Reviewing the efforts of the National Marine Fisheries Service to assist salmon through flow augmentation, Drs. Chapman and Giorgi complained that


“Unquestioning reliance on the Sims and Ossiander (1981) data and lack of willingness to even consider the possibility that more recent data better reflect current reality is most dismaying. It may mean that the Sims and Ossiander data are preferred because they rationalize higher flows and drawdown. It may exemplify the observations of cognitive science that truth never catches up with false information, i.e., remove or disprove the premises of a long-held belief and, paradoxically, some people will inappropriately continue to believe the long-held belief is warranted.”107

“Some people” unfortunately includes nearly all Northwest salmon policymakers.
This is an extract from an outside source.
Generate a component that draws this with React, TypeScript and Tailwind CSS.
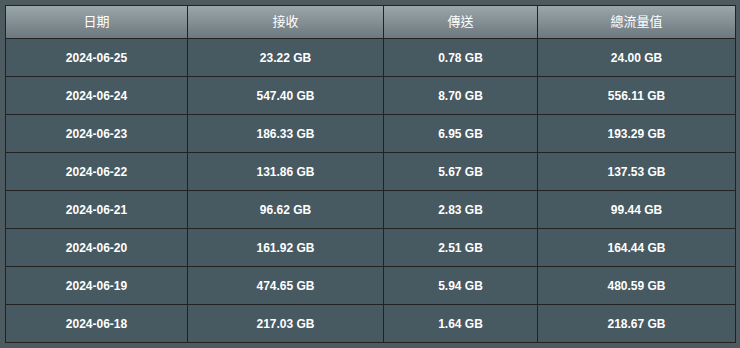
const ROWS = [
  ['2024-06-25', '23.22 GB', '0.78 GB', '24.00 GB'],
  ['2024-06-24', '547.40 GB', '8.70 GB', '556.11 GB'],
  ['2024-06-23', '186.33 GB', '6.95 GB', '193.29 GB'],
  ['2024-06-22', '131.86 GB', '5.67 GB', '137.53 GB'],
  ['2024-06-21', '96.62 GB', '2.83 GB', '99.44 GB'],
  ['2024-06-20', '161.92 GB', '2.51 GB', '164.44 GB'],
  ['2024-06-19', '474.65 GB', '5.94 GB', '480.59 GB'],
  ['2024-06-18', '217.03 GB', '1.64 GB', '218.67 GB'],
];

const HEADERS = ['日期', '接收', '傳送', '總流量值'];

export default function App() {
  return (
    <div
      className="w-[740px] h-[348px] bg-[#4d5a60] p-[5px]"
      style={{ fontFamily: '"Liberation Sans", Arial, "Noto Sans CJK TC", sans-serif' }}
    >
      <table className="w-[730px] table-fixed border-collapse border border-[#222]">
        <colgroup>
          <col className="w-[182px]" />
          <col className="w-[196px]" />
          <col className="w-[154px]" />
          <col className="w-[198px]" />
        </colgroup>
        <thead>
          <tr className="h-[33px] bg-gradient-to-b from-[#9ba6ab] to-[#6b777c]">
            {HEADERS.map((h) => (
              <th
                key={h}
                className="border border-[#222] text-[13px] font-normal text-white text-center"
              >
                {h}
              </th>
            ))}
          </tr>
        </thead>
        <tbody>
          {ROWS.map((row) => (
            <tr key={row[0]} className="h-[38px] bg-[#475961]">
              {row.map((cell, i) => (
                <td
                  key={i}
                  className="border border-[#222] text-[12px] font-bold text-white text-center"
                >
                  {cell}
                </td>
              ))}
            </tr>
          ))}
        </tbody>
      </table>
    </div>
  );
}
NMFS appointed a blue-ribbon panel, the Snake River Salmon Recovery Team, to craft a recovery plan for endangered Snake River Salmon. The Team took months of public testimony and met with scientists from all over the Region. They approached the problem like the academics most of them were. The Chairman, the late Don Bevan, former Dean of the School of Fisheries at the University of Washington, more than once characterized the state and tribal fishery scientists pushing increased spring flow augmentation as akin to students who could not defend their thesis. The Team thought that most of the water that was being flushed down the river in the spring was wasted.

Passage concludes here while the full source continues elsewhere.